Thursday, December 31, 2009

Time to Get Serious About Bengali Cooking

Aarti on the boti above - a traditional Indian knife used for cutting vegetables, fruits and fish. The user puts their foot on the wood plank and pushes the item into the knife. Aarti swears by it for its precision and won't use any other knife.

It is hard to believe that we have been in Kolkata for over 17 months now. The time has gone by so quickly. Sicily was 14 months when she arrived, so she has now been in India longer than she has lived in the U.S. During our time in India is when she really began to develop her palette for real food.

A couple of days ago I put a big bowl of rice and a bowl of dahl on the table with some small empanada-type pastries ("puffs" for English slang here). Sicily proceeded to put a huge amount of rice on her plate, make a hole in the middle and then start to spoon dahl into the hole. She then ate the entire plate. It was at that point that I realized, we really need to learn how to make the regular food we have been eating.

My current plan is to hang out with Krishna in the kitchen and write down what she is doing when she cooks a dish. She cooks everything from memory and is the kind of cook that - adds a little more of this or that - so it is going to be interesting. I also decided to get Bengali Cooking: Seasons and Festivalsas a primer and hopefully make a visit soon to College Street to see if there are any other English cookbooks around. More to come...

Sicily having lunch with her adopted Bengali family in the kitchen

Tuesday, December 29, 2009

Why We Love Our Car, the Ambassador

Soon after we arrived in Kolkata, I posted about how we decided to wait on buying a car before we arrived, in Waiting and Deciding on a Car. We are happy that we did wait, since we ended up buying a 1994 Ambassador from an outgoing officer.

We had our eye on an Ambassador, since they are all over Kolkata and remind me of images from the Beatles' trip to India in 1968 (archived photos of course).

Before we took ownership, we once rode in the car as guests and the clutch fell out. We all got out, pushed the car to the side and walked home (luckily we weren't that far from home). A couple days later the car was back in service. Most people in the U.S. would question the sanity of buying a car after that experience, but is showed us that 1. Ambassadors are very easy to get repaired in Kolkata and 2. they are very cheap to get repaired in Kolkata. They also ride like a tank.
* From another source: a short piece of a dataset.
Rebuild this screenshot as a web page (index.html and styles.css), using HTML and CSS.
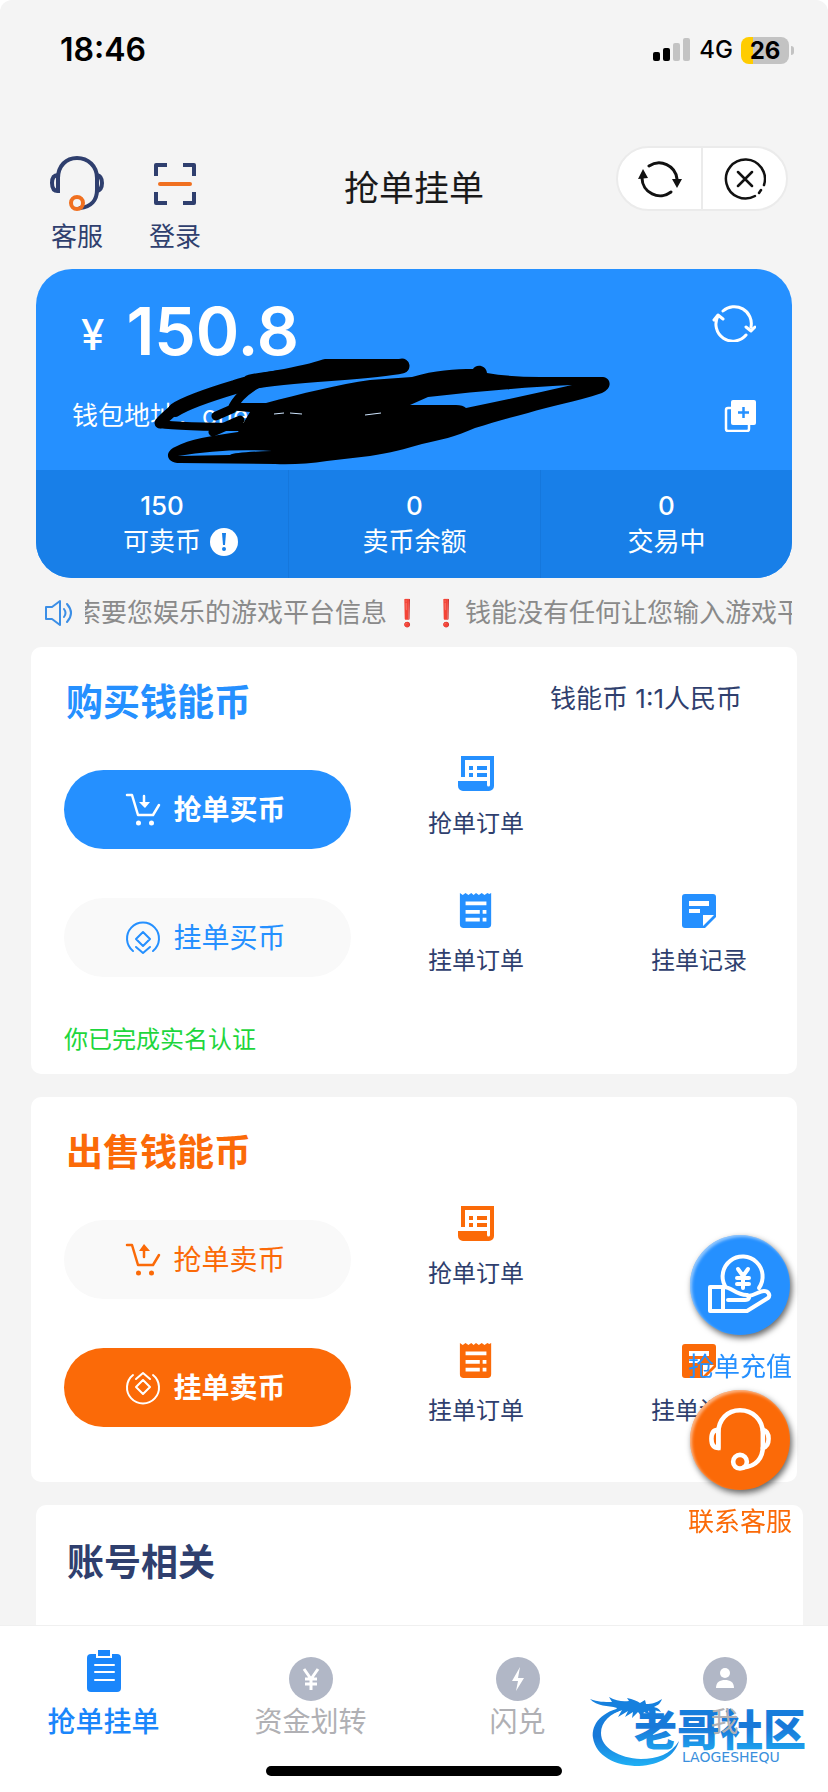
FILE: index.html
```html
<!DOCTYPE html>
<html lang="zh-CN">
<head>
  <meta charset="UTF-8" />
  <meta name="viewport" content="width=device-width, initial-scale=1.0" />
  <title>抢单挂单</title>
  <link rel="stylesheet" href="styles.css">
</head>
<body>
  <!-- shared icons -->
  <svg class="sprite" aria-hidden="true">
    <symbol id="i-scroll" viewBox="0 0 36 36">
      <path fill="currentColor" fill-rule="evenodd" d="M3 0h33v30a5 5 0 0 1-5 5H5a5 5 0 0 1-5-5v-5h3zM7 4v21h22v4a1.500 1.500 0 0 0 3 0V4z"/>
      <path fill="#fff" d="M2 21h5v4H2z"/>
      <path fill="currentColor" d="M11 10h4v4h-4zM19 10h10v4H19zM11 17h4v4h-4zM19 17h10v4H19z"/>
    </symbol>
    <symbol id="i-receipt" viewBox="0 0 36 38">
      <path fill="currentColor" d="M1 0l3 2 3-2 3 2 3-2 2.500 2L18 0l3 2 3-2 3 2 3-2 2 1 2-1v33a4 4 0 0 1-4 4H5a4 4 0 0 1-4-4z"/>
      <path fill="#fff" d="M7 9h22v4H7zM7 18h15v4H7zM25 18h4v4h-4zM7 26h15v4H7zM25 26h4v4h-4z"/>
    </symbol>
    <symbol id="i-note" viewBox="0 0 36 36">
      <path fill="currentColor" d="M4 1h28a3 3 0 0 1 3 3v20L24 35H4a3 3 0 0 1-3-3V4a3 3 0 0 1 3-3z"/>
      <path fill="#fff" d="M8 8h20v5H8zM8 16h11v4H8zM22 22h11L22 33z"/>
    </symbol>
    <symbol id="i-head" viewBox="0 0 56 56">
      <g fill="none" stroke-width="4" stroke="currentColor" stroke-linecap="round">
        <path d="M9 35V22C9 10 17 2 28 2s20 8 20 20v12c0 10-6 17-17 18"/>
        <path d="M9 19c-4 0-6 3-6 8s2 8 6 8zM48 19c4 1 5 4 5 8s-1 7-5 8"/>
      </g>
      <circle cx="28" cy="47" r="6" fill="none" stroke-width="4"/>
    </symbol>
  </svg>

  <div class="status">
    <span class="time">18:46</span>
    <div class="status-right">
      <svg width="38" height="24" viewBox="0 0 38 24"><rect y="14" width="7" height="9" rx="2"/><rect x="10" y="10" width="7" height="13" rx="2"/><g fill="#c3c3c3"><rect x="20" y="5" width="7" height="18" rx="2"/><rect x="30" width="7" height="23" rx="2"/></g></svg>
      <span class="net">4G</span>
      <span class="battery">26</span>
    </div>
  </div>

  <header class="header">
    <nav class="shortcuts">
      <a href="#">
        <svg class="navy-head" width="56" height="56"><use href="#i-head"/></svg>
        客服
      </a>
      <a href="#">
        <svg width="56" height="56" viewBox="0 0 56 56" fill="none" stroke-width="4" stroke-linejoin="round"><path stroke="#2f3f6e" d="M9 20V9h11M36 9h11v11M47 36v11H36M20 47H9V36"/><path stroke="#f07020" stroke-linecap="round" d="M13 28h30"/></svg>
        登录
      </a>
    </nav>
    <h1>抢单挂单</h1>
    <div class="capsule">
      <button type="button" aria-label="刷新">
        <svg width="46" height="40" viewBox="0 0 46 40"><g fill="none" stroke="#111" stroke-width="3" stroke-linecap="round"><path d="M12 7a18 18 0 0 1 28 13"/><path d="M34 33A18 18 0 0 1 5 19"/></g><path fill="#111" d="M1 20l5-10 5 9zM35 20h10l-5 9z"/></svg>
      </button>
      <button type="button" aria-label="关闭">
        <svg width="42" height="42" viewBox="0 0 42 42" fill="none" stroke="#111" stroke-width="2.500" stroke-linecap="round"><path d="M31 38A19.500 19.500 0 1 1 40 27M35 35l2-3M14 14l14 14M28 14L14 28"/></svg>
      </button>
    </div>
  </header>

  <section class="wallet">
    <div class="wallet-top">
      <div class="balance">
        <span class="yen">¥</span>
        <strong>150.8</strong>
        <button type="button" aria-label="刷新余额">
          <svg width="44" height="38" viewBox="0 0 44 38" fill="none" stroke="#fff" stroke-width="3" stroke-linecap="round" stroke-linejoin="round"><path d="M11 7a17 17 0 0 1 28 16M34 31A17 17 0 0 1 6 12M2 16l4-5 5 4M34 23l5 4 4-4"/></svg>
        </button>
      </div>
      <div class="address">
        <span>钱包地址：one</span>
        <button type="button" aria-label="复制">
          <svg width="32" height="32" viewBox="0 0 32 32"><path fill="none" stroke="#fff" stroke-width="2.500" d="M8 8H4a2 2 0 0 0-2 2v19a2 2 0 0 0 2 2h19a2 2 0 0 0 2-2v-5"/><rect x="7" width="25" height="25" rx="2" fill="#fff"/><path stroke="#2590ff" stroke-width="2.500" d="M14 12.500h11M19.500 7v11"/></svg>
        </button>
      </div>
    </div>
    <dl class="stats">
      <div><dd>150</dd><dt><span class="hint-wrap">可卖币<svg class="hint" viewBox="0 0 28 28"><circle cx="14" cy="14" r="14" fill="#fff"/><path fill="#187fe8" d="M12 5h4l-1 12h-2z"/><circle cx="14" cy="21" r="2" fill="#187fe8"/></svg></span></dt></div>
      <div><dd>0</dd><dt>卖币余额</dt></div>
      <div><dd>0</dd><dt>交易中</dt></div>
    </dl>
    <!-- hides the address -->
    <svg class="scribble" viewBox="36 269 756 309" aria-hidden="true">
      <g fill="none" stroke="#000" stroke-linecap="round" stroke-linejoin="round">
        <path stroke-width="14" d="M402 366H325C296 376 262 378 235 387C205 396 184 404 175 410"/>
        <path stroke-width="11" d="M175 409Q164 418 160 423"/>
        <path stroke-width="8" d="M160 424Q178 427 250 427"/>
        <path stroke-width="15" d="M402 366C370 373 290 374 250 382"/>
        <path stroke-width="9" d="M262 381Q238 394 232 409L216 416M213 432L240 420"/>
      </g>
      <path fill-rule="evenodd" d="M240 403H266C300 394 340 384 370 380L412 377C435 370 455 369 473 369C475 364 486 364 487 373Q510 377 540 377H603C611 378 613 388 602 393C575 402 550 406 528 413C508 418 492 423 475 428C455 437 440 440 422 444C405 449 390 453 370 456L327 461Q300 465 275 464L180 463C166 463 164 452 175 447C190 439 210 436 238 432L250 412L228 410ZM410 405L428 397C480 391 530 387 572 385Q520 397 466 408Q463 405 456 405ZM178 456Q225 448 272 451Q235 452 230 455Z"/>
      <path stroke="#cfe6ff" fill="none" d="M274 414l10-1M290 413l12 1M365 415l16-2"/>
    </svg>
  </section>

  <div class="notice">
    <svg width="28" height="28" viewBox="0 0 28 28" fill="none" stroke="#3b8ee6" stroke-width="2" stroke-linejoin="round" stroke-linecap="round"><path d="M1 8h6l8-6v24l-8-6H1zM19 10q3 4 0 8M22 5q8 9 0 18"/></svg>
    <p>索要您娱乐的游戏平台信息<b>❗</b><b>❗</b>钱能没有任何让您输入游戏平台信息</p>
  </div>

  <main>
    <section class="card buy">
      <div class="card-head">
        <h2>购买钱能币</h2>
        <span>钱能币 1:1人民币</span>
      </div>
      <div class="card-body">
        <div class="actions">
          <button type="button" class="pill solid">
            <svg width="36" height="36" viewBox="0 0 36 36" fill="none" stroke="currentColor" stroke-width="2.500" stroke-linecap="round" stroke-linejoin="round"><path d="M2 3h5l6 20h15l6-10M19 4v9"/><path fill="currentColor" stroke="none" d="M14 10h11l-5 6zM16 31a2.500 2.500 0 1 1-5 0a2.500 2.500 0 0 1 5 0M29 31a2.500 2.500 0 1 1-5 0a2.500 2.500 0 0 1 5 0"/></svg>
            抢单买币
          </button>
          <button type="button" class="pill">
            <svg width="36" height="36" viewBox="0 0 36 36" fill="none" stroke="currentColor" stroke-width="2" stroke-linecap="round" stroke-linejoin="round"><path d="M8 31a16 16 0 1 1 20 0M18 12l7 7-7 7-7-7zM11 27l7 6 7-6"/></svg>
            挂单买币
          </button>
        </div>
        <div class="links">
          <a href="#"><svg width="36" height="36"><use href="#i-scroll"/></svg>抢单订单</a>
          <span></span>
          <a href="#"><svg width="36" height="36"><use href="#i-receipt"/></svg>挂单订单</a>
          <a href="#"><svg width="36" height="36"><use href="#i-note"/></svg>挂单记录</a>
        </div>
      </div>
      <p class="verified">你已完成实名认证</p>
    </section>

    <section class="card sell">
      <div class="card-head">
        <h2>出售钱能币</h2>
      </div>
      <div class="card-body">
        <div class="actions">
          <button type="button" class="pill">
            <svg width="36" height="36" viewBox="0 0 36 36" fill="none" stroke="currentColor" stroke-width="2.500" stroke-linecap="round" stroke-linejoin="round"><path d="M2 3h5l6 20h15l6-10M19 7v8"/><path fill="currentColor" stroke="none" d="M14 9l5-7 6 7zM16 31a2.500 2.500 0 1 1-5 0a2.500 2.500 0 0 1 5 0M29 31a2.500 2.500 0 1 1-5 0a2.500 2.500 0 0 1 5 0"/></svg>
            抢单卖币
          </button>
          <button type="button" class="pill solid">
            <svg width="36" height="36" viewBox="0 0 36 36" fill="none" stroke="currentColor" stroke-width="2" stroke-linecap="round" stroke-linejoin="round"><path d="M8 5a16 16 0 1 0 20 0M18 10l7 7-7 7-7-7zM11 9l7-6 7 6"/></svg>
            挂单卖币
          </button>
        </div>
        <div class="links">
          <a href="#"><svg width="36" height="36"><use href="#i-scroll"/></svg>抢单订单</a>
          <span></span>
          <a href="#"><svg width="36" height="36"><use href="#i-receipt"/></svg>挂单订单</a>
          <a href="#"><svg width="36" height="36"><use href="#i-note"/></svg>挂单记录</a>
        </div>
      </div>
    </section>

    <section class="card account">
      <h2>账号相关</h2>
    </section>
  </main>

  <aside class="float">
    <a href="#" class="recharge">
      <span class="bubble">
        <svg width="64" height="64" viewBox="0 0 64 64" fill="none" stroke="#fff" stroke-width="4" stroke-linejoin="round" stroke-linecap="round"><path d="M17 33A20 20 0 1 1 51 35"/><path d="M2 34h13v24H2zM15 34c8-1 12 8 24 8 4 1 2 5-2 5H20M40 43c8-1 11-5 16-5 4 0 7 4 4 7L39 58H15"/><path stroke-width="4" d="M30 16l5 7 5-7M29 25h12M29 31h12M35 24v11"/></svg>
      </span>
      抢单充值
    </a>
    <a href="#" class="support">
      <span class="bubble">
        <svg class="white-head" width="64" height="64"><use href="#i-head"/></svg>
      </span>
      联系客服
    </a>
  </aside>

  <nav class="tabbar">
    <div class="tabs">
      <a href="#" class="active">
        <svg width="44" height="51" viewBox="0 0 44 51"><rect x="5" y="4" width="34" height="38" rx="4" fill="currentColor"/><path fill="currentColor" stroke="#fff" stroke-width="2" d="M15-1h14v8H15z"/><path stroke="#fff" stroke-width="2" stroke-linecap="round" d="M13 15h19M13 22h19M13 30h19"/></svg>
        抢单挂单
      </a>
      <a href="#">
        <svg width="44" height="51" viewBox="0 0 44 51"><circle cx="22" cy="29" r="22" fill="#b1b7c6"/><path fill="none" stroke="#fff" stroke-width="3" d="M15 19l7 10 7-10M16 29h12M16 34h12M22 28v12"/></svg>
        资金划转
      </a>
      <a href="#">
        <svg width="44" height="51" viewBox="0 0 44 51"><circle cx="22" cy="29" r="22" fill="#b1b7c6"/><path fill="#fff" d="M24 17l-8 14h6l-2 10 8-13h-6z"/></svg>
        闪兑
      </a>
      <a href="#">
        <svg width="44" height="51" viewBox="0 0 44 51"><circle cx="22" cy="29" r="22" fill="#b1b7c6"/><circle cx="22" cy="23" r="5" fill="#fff"/><path fill="#fff" d="M13 38c0-6 4-8 9-8s9 2 9 8z"/></svg>
        我
      </a>
    </div>
    <svg class="watermark" width="222" height="72" viewBox="0 0 222 72">
      <defs>
        <linearGradient id="wm" x1="0" y1="0" x2="0" y2="1"><stop offset="0" stop-color="#1583e0"/><stop offset=".5" stop-color="#1878d8"/><stop offset="1" stop-color="#1fb0f5"/></linearGradient>
      </defs>
      <path fill="url(#wm)" d="M34 11C12 15 1 28 3 42c3 18 22 28 46 28 21-1 36-10 40-25-8 13-22 18-38 18C29 62 11 52 11 37c0-11 9-20 24-24z"/>
      <path fill="#1680de" d="M0 3c8 3 14 3 22 3l-3-5c7 4 14 5 20 4l-2-3c6 1 10 3 13 5l5-3 1 4c6 0 10-1 16-5-2 5-4 6-8 8 4 1 5 2 7 5-5-2-9-2-13-1l2 4-6-3-2 5-4-5-6 6 1-6-8 5 3-6-10 6 4-7-8 3 3-5C18 9 7 11 0 3z"/>
      <text class="wm-name" x="44" y="50" fill="url(#wm)">老哥社区</text>
      <text class="wm-latin" x="92" y="66">LAOGESHEQU</text>
    </svg>
    <div class="home-bar"></div>
  </nav>
</body>
</html>
```
FILE: styles.css
```css
* { box-sizing: border-box; }
html { background: #fff; }
body {
  margin: 0;
  min-height: 100vh;
  background: #f4f4f4;
  border-radius: 12px 12px 0 0;
  font-family: Inter, "Noto Sans CJK SC", sans-serif;
  font-size: 26px;
  line-height: 36px;
  color: #2f3f6e;
}
h1, h2, p, dl, dd { margin: 0; }
a { color: inherit; text-decoration: none; }
button { padding: 0; border: none; background: none; font: inherit; color: inherit; cursor: pointer; }
svg { display: block; flex: none; }
.sprite { position: absolute; width: 0; height: 0; }

/* status bar */
.status { display: flex; justify-content: space-between; align-items: center; height: 98px; padding: 2px 34px 0 60px; color: #000; }
.time { font-size: 32px; font-weight: 600; }
.status-right { display: flex; align-items: center; gap: 8px; font-size: 24px; }
.net { font-weight: 500; }
.battery {
  position: relative;
  width: 48px;
  height: 27px;
  margin-right: 5px;
  border-radius: 8px;
  background: linear-gradient(to right, #ffcc00 12px, #c3c3c3 12px);
  font-weight: 700;
  line-height: 27px;
  text-align: center;
}
.battery::after { content: ""; position: absolute; right: -5px; top: 9px; width: 3px; height: 9px; border-radius: 0 3px 3px 0; background: #c3c3c3; }

/* header */
.header { display: grid; grid-template-columns: 1fr auto 1fr; align-items: start; height: 171px; padding: 48px 40px 0; }
.shortcuts { display: flex; gap: 24px; padding-top: 10px; }
.shortcuts a { display: flex; flex-direction: column; align-items: center; gap: 7px; width: 74px; }
.navy-head { color: #2f3f6e; stroke: #f07020; }
.header h1 { padding-top: 17px; font-size: 35px; font-weight: 400; line-height: 50px; color: #1a1a1a; }
.capsule { display: flex; justify-self: end; width: 172px; height: 65px; border: 2px solid #ebebeb; border-radius: 33px; background: #fff; }
.capsule button { display: flex; flex: 1; align-items: center; justify-content: center; }
.capsule button + button { border-left: 2px solid #ebebeb; }

/* wallet */
.wallet { position: relative; margin: 0 36px; border-radius: 36px; background: #2590ff; color: #fff; overflow: hidden; }
.wallet-top { padding: 29px 36px 36px; }
.balance { display: flex; align-items: center; height: 66px; padding-left: 9px; }
.balance strong { flex: 1; padding-left: 22px; font-size: 66px; font-weight: 600; line-height: 66px; }
.balance .yen { padding-top: 8px; font-size: 42px; font-weight: 500; }
.balance button { padding-bottom: 16px; }
.address { display: flex; justify-content: space-between; align-items: center; margin-top: 34px; }
.stats { display: grid; grid-template-columns: repeat(3, 1fr); background: #187fe8; text-align: center; }
.stats div { display: flex; flex-direction: column; padding: 18px 0; }
.stats div + div { border-left: 1px solid #1577dc; }
.stats dd { font-weight: 500; }
.hint-wrap { position: relative; }
.hint { position: absolute; left: 100%; top: 2px; width: 28px; height: 28px; margin-left: 9px; }
.scribble { position: absolute; left: 0; top: 0; width: 100%; pointer-events: none; }

/* notice */
.notice { display: flex; align-items: center; gap: 12px; margin: 17px 36px 16px 45px; color: #8a8a8a; }
.notice p { flex: 1; min-width: 0; overflow: hidden; white-space: nowrap; text-indent: -10px; }
.notice b { display: inline-block; width: 39px; font-family: "DejaVu Sans", sans-serif; line-height: 30px; text-align: center; text-indent: 0; color: #d9000d; }

/* cards */
.card { margin: 0 31px 23px; padding: 32px 0 53px 33px; border-radius: 10px; background: #fff; }
.card h2 { padding-left: 2px; font-size: 37px; font-weight: 700; line-height: 48px; }
.card-head { display: flex; justify-content: space-between; align-items: flex-start; padding-right: 55px; }
.card-head span { line-height: 40px; }
.card-body { display: grid; grid-template-columns: 287fr 446fr; margin-top: 29px; }
.actions { display: flex; flex-direction: column; gap: 49px; padding-top: 14px; }
.pill { display: flex; align-items: center; justify-content: center; gap: 12px; height: 79px; padding-right: 4px; border-radius: 40px; background: #f9f9f9; font-size: 28px; }
.pill.solid { font-weight: 700; color: #fff; }
.links { display: grid; grid-template-columns: 250fr 196fr; row-gap: 51px; font-size: 24px; }
.links a { display: flex; flex-direction: column; align-items: center; gap: 14px; }
.buy { padding-bottom: 16px; }
.buy h2, .buy .pill, .buy .links svg { color: #2590ff; }
.sell h2, .sell .pill, .sell .links svg { color: #fb6a08; }
.buy .pill.solid { background: #2590ff; color: #fff; }
.sell .pill.solid { background: #fb6a08; color: #fff; }
.verified { margin-top: 43px; font-size: 24px; color: #1ed63c; }
.account { min-height: 160px; margin: 0 25px 0 36px; padding: 34px 29px; }

/* floating buttons */
.float { position: fixed; right: 36px; bottom: 252px; display: flex; flex-direction: column; gap: 5px; z-index: 2; }
.float a { display: flex; flex-direction: column; align-items: center; gap: 14px; }
.bubble {
  display: flex;
  align-items: center;
  justify-content: center;
  width: 100px;
  height: 100px;
  border-radius: 50%;
  box-shadow: 2px 3px 6px rgba(0, 0, 0, 0.6), inset 2px 2px 3px rgba(255, 255, 255, 0.5);
}
.recharge { color: #2590ff; }
.support { color: #fb6a08; }
.recharge .bubble { background: #2590ff; }
.support .bubble { background: #fb6a08; }
.white-head { color: #fff; stroke: #fff; }

/* tab bar */
.tabbar { position: fixed; left: 0; right: 0; bottom: 0; padding: 24px 0 16px; border-top: 1px solid #f0f0f0; background: #fff; z-index: 3; }
.tabs { position: relative; display: grid; grid-template-columns: repeat(4, 1fr); font-size: 28px; color: #b0b0b4; z-index: 1; }
.tabs a { display: flex; flex-direction: column; align-items: center; gap: 3px; }
.tabs .active { font-weight: 500; color: #1a86fb; }
.watermark { position: absolute; right: 16px; bottom: 24px; }
.wm-name { font-family: "Noto Sans CJK SC", sans-serif; font-size: 43px; font-weight: 900; }
.wm-latin { font-family: "DejaVu Sans", sans-serif; font-size: 14px; fill: #3a8fdc; }
.home-bar { width: 296px; height: 10px; margin: 26px auto 0; border-radius: 5px; background: #000; }
```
Well, our back axle broke a couple of weeks ago, and we got a glimpse into why they are easy to maintain. (Only Peter was in the car and he was unharmed since you can rarely go over 20 miles per hour when driving here.)

Back axle removed

Where the axle should have been

The broken part on top, bottom part is in normal condition for comparison

Part went into this thingy

That went into this thingy

Along with this thingy

I apologize for being a bit technical in my descriptions, but I hope it is clear that a multi-million dollar computer was not needed for the repair. And the best part of all:

Time to service: about one week
Cost to tow: $16 USD
Cost of parts: $22 USD
Cost of labor: $44 USD

We will certainly miss our Ambassador.

Update: We had requests for a shot of the engine and our driver, so here they are:

Sunday, December 27, 2009

Sunday Afternoon on the Maidan

The Maidan in Kolkata is often compared to Central Park in New York City, it is a very large park in the city that provides respite from the concrete and crowds. It is also a popular Sunday hangout for cricket players and families, as well as an everyday spot for goats, their herders and vendors capturing visitors to the Victoria Memorial.

It was such a beautiful day in Kolkata, low 70s and sunny, that we decided to head out to the Maidan. Below are photos from our walk. Enjoy!

Walking down the street to the Maidan

Three common sights on the Maidan across from Victoria Memorial: goats, chat vendors and cricketers.

Families gravitate towards other areas to picnic and play games

The drivers of our chariot ride

A vendor takes a break

A small statue watches over the entrance to a home

Friday, December 25, 2009

Tracking Santa's Visit to Kolkata

Sicily fully grasped the concept of Santa this year, so we used NORAD's Santa Tracker to watch his progress until she went to bed. What a great tool to teach geography, although I am pretty sure she wasn't paying attention to my one minute lecture on how we live on a spherical planet called Earth. We were happy to see that he took a picture of his time in Kolkata.

Since we were in the U.S. for Thanksgiving, Sicily visited an American Santa while we were there. We stood in line, she had 15 seconds with him and then blanked out when he asked her what she wanted.

This is a sharp contrast to our visit with an Indian Santa a week ago. Santa was escorted by four body guards through a rowdy crowd of kids to take his place on stage. The crowd of kids then all rushed the stage to meet Santa. Santa gleefully shook hands, talked and danced on stage with the kids before he was escorted out.

Here is a picture of Santa I was able to take after the crowd moved on to a doughnut eating game. Looks like the Indian Santa had a much better time.

The multiple, different Santas confused Sicily a bit but she seems to grasp that Santa can have multiple incarnations in order to spread joy across the world. Much like the many different forms of Durga we experienced during Durga Puja.